Not only does technology provide a more value-add experience for residents, but internal technology initiatives also drive greater operating efficiency. Bolton says as MAA continues to bring new technology into the operating platform to improve leasing activity and on-site work orders, there's an opportunity to capture another 200 basis points of operating margin expansion in its profit margin over the next few years.

“Our revenue line now is about $2.2 billion, so the opportunity to add another 200 basis points of margin expansion on a $2.2 billion revenue line is meaningful,” he adds.

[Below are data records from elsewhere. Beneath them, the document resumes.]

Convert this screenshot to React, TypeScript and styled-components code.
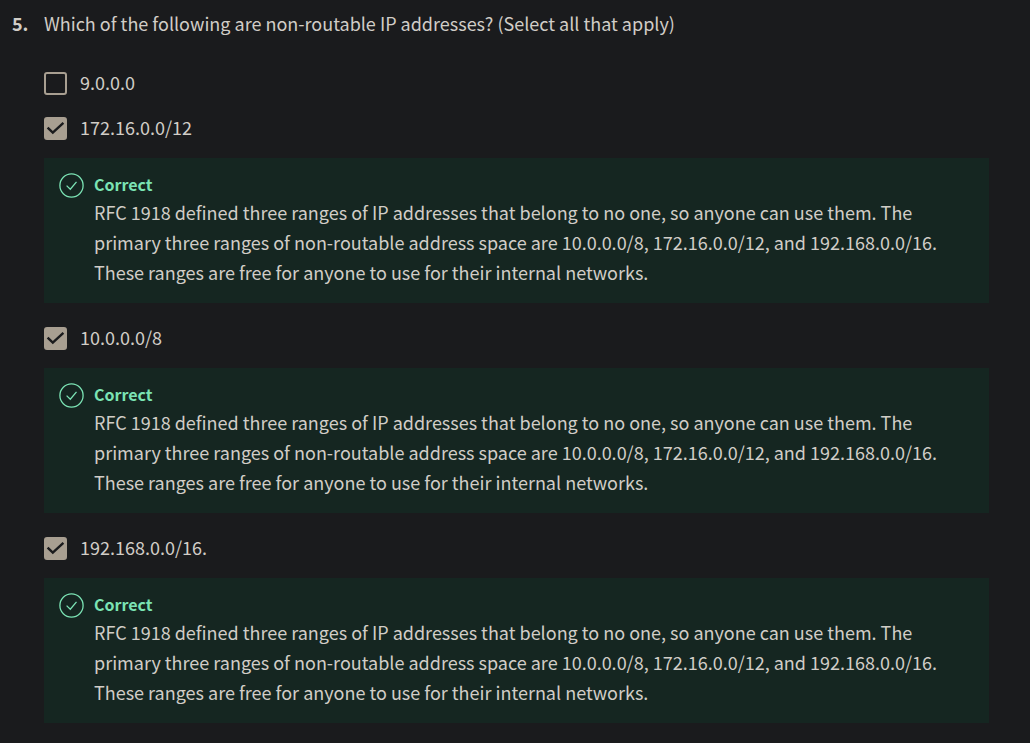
import React from "react";
import styled, { createGlobalStyle } from "styled-components";

const Global = createGlobalStyle`
  * { box-sizing: border-box; }
  body {
    margin: 0;
    background: #1a1b1d;
    color: #d1cdc7;
    font: 18px/30px "Noto Sans CJK SC", "Noto Sans", sans-serif;
  }
`;

const Question = styled.main`
  display: grid;
  grid-template-columns: 32px 1fr;
  padding: 8px 41px 19px 12px;
`;

const Num = styled.span`
  font-weight: 700;
`;

const Options = styled.fieldset`
  border: 0;
  margin: 0;
  padding: 0;
  min-width: 0;
`;

const Prompt = styled.legend`
  padding: 0;
  margin-bottom: 29px;
`;

const Option = styled.label`
  display: flex;
  align-items: center;
  gap: 13px;
  margin-bottom: 15px;
`;

const Control = styled.span`
  display: grid;
  flex: none;
  margin-top: 2px;
  > * {
    grid-area: 1 / 1;
  }
`;

const Box = styled.input`
  appearance: none;
  width: 23px;
  height: 23px;
  margin: 0;
  border: 2px solid #a89f91;
  border-radius: 3px;
  &:checked {
    background: #a89f91;
  }
  &:not(:checked) + svg {
    display: none;
  }
`;

const Tick = styled.svg`
  width: 23px;
  height: 23px;
  fill: none;
  stroke: #1a1b1d;
  stroke-width: 2.4;
  pointer-events: none;
`;

const Feedback = styled.section`
  display: flex;
  gap: 10px;
  margin: 16px 0 19px;
  padding: 13px 16px 16px 15px;
  background: #152621;
`;

const Mark = styled.svg`
  flex: none;
  width: 25px;
  height: 25px;
  margin-top: 2px;
  fill: none;
  stroke: #7be3b4;
  stroke-width: 1.3;
`;

const Title = styled.h2`
  margin: 0;
  font-size: 16px;
  line-height: 26px;
  font-weight: 700;
  color: #7be3b4;
`;

const Text = styled.p`
  margin: 0;
`;

const explanation =
  "RFC 1918 defined three ranges of IP addresses that belong to no one, so anyone can use them. The primary three ranges of non-routable address space are 10.0.0.0/8, 172.16.0.0/12, and 192.168.0.0/16. These ranges are free for anyone to use for their internal networks.";

const options = [
  { label: "9.0.0.0", correct: false },
  { label: "172.16.0.0/12", correct: true },
  { label: "10.0.0.0/8", correct: true },
  { label: "192.168.0.0/16.", correct: true },
];

export default function App() {
  return (
    <>
      <Global />
      <Question>
        <Num>5.</Num>
        <Options>
          <Prompt>Which of the following are non-routable IP addresses? (Select all that apply)</Prompt>
          {options.map((o) => (
            <React.Fragment key={o.label}>
              <Option>
                <Control>
                  <Box type="checkbox" defaultChecked={o.correct} />
                  <Tick viewBox="0 0 23 23" aria-hidden="true">
                    <path d="M3.6 10.6l5.2 5L19.4 5.8" />
                  </Tick>
                </Control>
                {o.label}
              </Option>
              {o.correct && (
                <Feedback>
                  <Mark viewBox="0 0 25 25" aria-hidden="true">
                    <circle cx="12.5" cy="12.5" r="11.6" />
                    <path d="M7.6 12.6l3.7 3.6 6.2-7.4" />
                  </Mark>
                  <div>
                    <Title>Correct</Title>
                    <Text>{explanation}</Text>
                  </div>
                </Feedback>
              )}
            </React.Fragment>
          ))}
        </Options>
      </Question>
    </>
  );
}
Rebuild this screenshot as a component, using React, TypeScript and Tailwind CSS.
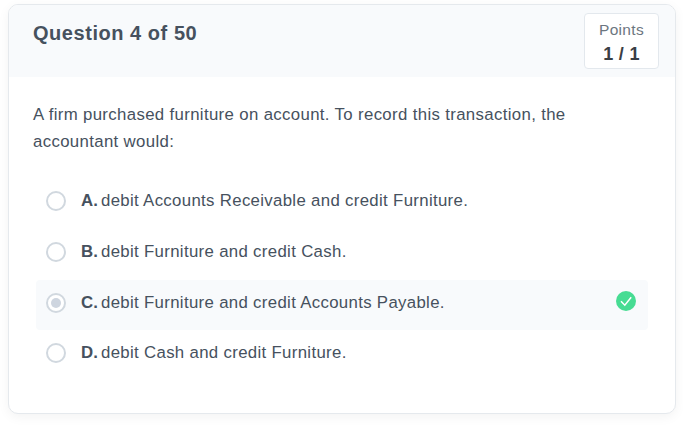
const answers = [
  { key: "A", text: "debit Accounts Receivable and credit Furniture." },
  { key: "B", text: "debit Furniture and credit Cash." },
  { key: "C", text: "debit Furniture and credit Accounts Payable.", correct: true },
  { key: "D", text: "debit Cash and credit Furniture." },
];

function Check() {
  return (
    <svg className="mb-1" width="20" height="20" viewBox="0 0 20 20" fill="none">
      <circle cx="10" cy="10" r="10" fill="#47dc93" />
      <path d="M5 10.3L8.8 14.2L15.2 6.2" stroke="white" strokeWidth="1.5" />
    </svg>
  );
}

export default function App() {
  return (
    <div className="h-[425px] w-[683px] overflow-hidden bg-white px-2 pt-1 font-['Liberation_Sans',Arial,sans-serif] text-[#46515e]">
      <main className="h-[410px] w-[668px] overflow-hidden rounded-[10px] border border-[#e5e9ed] bg-white shadow-[0_3px_12px_rgba(0,0,0,0.05)]">
        <header className="flex h-[72px] items-start justify-between bg-[#f8fafc] pl-6 pr-4 pt-2">
          <h1 className="mt-2 text-[20px] font-bold leading-6 tracking-[0.54px]">Question 4 of 50</h1>
          <div className="flex h-14 w-[75px] flex-col items-center rounded border border-[#e3e8ed] bg-white pt-[5px]">
            <span className="text-[15.5px] leading-[22px] tracking-[0.3px] text-[#6c7680]">Points</span>
            <span className="text-[18px] font-bold leading-[26px] tracking-[0.3px] text-[#3a3e44]">1 / 1</span>
          </div>
        </header>
        <p className="mt-6 px-6 text-[16.8px] leading-[27px] tracking-[0.35px]">
          A firm purchased furniture on account. To record this transaction, the<br />accountant would:
        </p>
        <div className="ml-[27px] mt-[23px] w-[612px]">
          {answers.map(({ key, text, correct }) => (
            <label key={key} className={`flex h-[50px] items-center rounded pb-1 pl-[10px] pr-3 text-[16.8px] leading-[26px] ${correct ? "bg-[#f8fafc]" : "mb-px"}`}>
              <span className="flex size-5 items-center justify-center rounded-full border-2 border-[#d1d8df] bg-white">
                {correct && <span className="size-[10px] rounded-full bg-[#ced5df]" />}
              </span>
              <b className="ml-[15px] w-5 tracking-[0.2px]">{key}.</b>
              <span className="flex-1 tracking-[0.33px]">{text}</span>
              {correct && <Check />}
            </label>
          ))}
        </div>
      </main>
    </div>
  );
}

Meanwhile, MAA has also made strides in key sustainability initiatives, including a 25% reduction in energy use and a 35% reduction in greenhouse gas emissions from a 2018 baseline. Additionally, 62% of its portfolio is updated to all LED lighting, and the company has 31 green-certified communities. MAA also has an active program around diversity and inclusion, among other initiatives.

Sun Belt Remains Bright

While supply is certainly a factor in the market, the future for the Sun Belt remains bright, Bolton says.

“A year ago, I was a little bit nervous about how high interest rates would go, whether we were facing a recession, and about the supply picture,” he says. “We knew supply was picking up, but we didn't know by how much exactly. A year ago, we didn’t see any clear evidence that it was poised to start declining.”

However, “as we sit here today, we know the supply picture is going to moderate late this year,” he continues. “There's clear evidence that new starts are way down. So, we begin to set up for a much stronger supply versus demand dynamic in 2025, 2026, and 2027.”

Bolton adds that interest rates appear to be stabilized and potentially poised to start to curb downward, which will improve asset values and cap rates, resulting in more transactions. 

“And it also looks like we've been able to avoid a severe recession, the economy continues to hold up, and the demand for apartment housing is as strong as I've ever seen it,” Bolton says. “I’m feeling a lot more optimistic about where we stand today. Over the next three years, I think the outlook is tremendous.”